Updating limits of acceptable change

Limits of acceptable change can be updated as new or more information becomes available to ensure they more accurately reflect the natural variability (or normal range for artificial sites) around the time of listing of critical components, processes and benefits or services of the Ramsar wetland.

If a site has improved or has been restored and is being managed to maintain an improved baseline, it may be appropriate to review and update the limits of acceptable change to ensure they reflect the new baseline.

Exceeding or not meeting limits of acceptable change

Given the challenges with setting limits of acceptable change, exceeding or not meeting limits of acceptable change for any component may not necessarily indicate that there has been a change in ecological character for the whole site. However, when a limit of acceptable change is not met or has been exceeded this may require investigation to determine whether there has been a change in ecological character within the meaning of the Ramsar Convention.

References

1 The Ramsar Convention is an intergovernmental treaty that provides the framework for national action and international cooperation for the conservation and wise use of wetlands and their resources.

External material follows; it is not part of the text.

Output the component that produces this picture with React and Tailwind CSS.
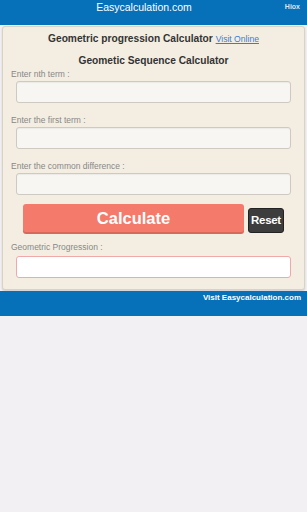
export default function App() {
	const fields = [
		"Enter nth term :",
		"Enter the first term :",
		"Enter the common difference :",
	];

	return (
		<div className="min-h-[512px] bg-[#f2f0f2] font-['Liberation_Sans',Arial,sans-serif]">
			<div className="relative flex h-[25px] items-start justify-center bg-[#0670b8] pr-[19px] pt-[1px] text-white">
				<span className="text-[10.5px] leading-[13px]">Easycalculation.com</span>
				<span className="absolute right-[7px] top-[2px] text-[7px] font-bold text-[#d6e6f5]">
					Hiox
				</span>
			</div>
			<div className="pt-px">
				<div className="mx-[2px] rounded-[3px] border border-[#d9d3c4] bg-[#f3eee1] px-[8px] pb-[11px] pt-[5px] shadow-[0_1px_2px_rgba(0,0,0,0.15)]">
					<div className="text-center text-[10.2px] font-bold leading-[14px] text-[#333]">
						Geometric progression Calculator{" "}
						<a className="text-[8.6px] font-normal text-[#3a7bd5] underline">
							Visit Online
						</a>
					</div>
					<div className="mt-[8px] text-center text-[10.2px] font-bold leading-[14px] text-[#333]">
						Geometic Sequence Calculator
					</div>
					{fields.map((f, i) => (
						<div key={f} className={i < 2 ? "mb-[11px]" : "mb-[9px]"}>
							<div className="text-[8.5px] leading-[12px] text-[#888]">{f}</div>
							<div className="ml-[5px] mr-[5px] mt-[1px] h-[22px] rounded-[3px] border border-[#cfcac0] bg-[#f7f6f3] shadow-[inset_0_1px_1px_rgba(0,0,0,0.05)]" />
						</div>
					))}
					<div className="flex items-end pl-[12px]">
						<button className="h-[28px] w-[221px] rounded-[3px] bg-[#f47a6c] text-[16.5px] font-bold text-white shadow-[0_2px_0_#d8685c]">
							Calculate
						</button>
						<button className="mb-[-1px] ml-[4px] h-[25px] w-[36px] rounded-[3px] border border-[#222] bg-[#3d3d3d] text-[11.5px] font-bold tracking-[-0.3px] text-white">
							Reset
						</button>
					</div>
					<div className="mt-[9px] text-[8.5px] leading-[12px] text-[#888]">
						Geometric Progression :
					</div>
					<div className="ml-[5px] mr-[5px] mt-[3px] h-[22px] rounded-[3px] border border-[#f0a8a8] bg-white" />
				</div>
			</div>
			<div className="mt-px flex h-[25px] items-start justify-end bg-[#0670b8] pr-[6px] pt-[1px]">
				<span className="text-[8px] font-bold leading-[12px] text-white">
					Visit Easycalculation.com
				</span>
			</div>
		</div>
	);
}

2 The phrase "in the context of sustainable development" is intended to recognize that whilst some wetland development is inevitable and that many developments have important benefits to society, developments can be facilitated in sustainable ways by approaches elaborated under the Convention, and it is not appropriate to imply that 'development' is an objective for every wetland.

3 Wise use was redefined in 2005; Resolution IX.1 Annex A

4 at the time of designation as a Ramsar Wetland of International Importance (Resolution VI.1 Annex Para 2.1)

Department of the Environment, Water, Heritage and the Arts (2008). National Framework and Guidance for Describing the Ecological Character of Australia's Ramsar Wetlands. Module 2 of the National Guidelines for Ramsar Wetlands—Implementing the Ramsar Convention in Australia. Australian Government Department of the Environment, Water, Heritage and the Arts, Canberra.

Phillips B (2006). Critique of the Framework for describing the ecological character of Ramsar Wetlands (Department of Sustainability and Environment, Victoria, 2005) based on its application at three Ramsar sites: Ashmore Reed National Nature Reserve, the Coral Sea Reserves (Coringa-Herald and Lihou Reefs and Cays), and Elizabeth and Middleton Reefs Marine National Nature Reserve. Mainstream Environmental Consulting Pty Ltd, Waramanga ACT.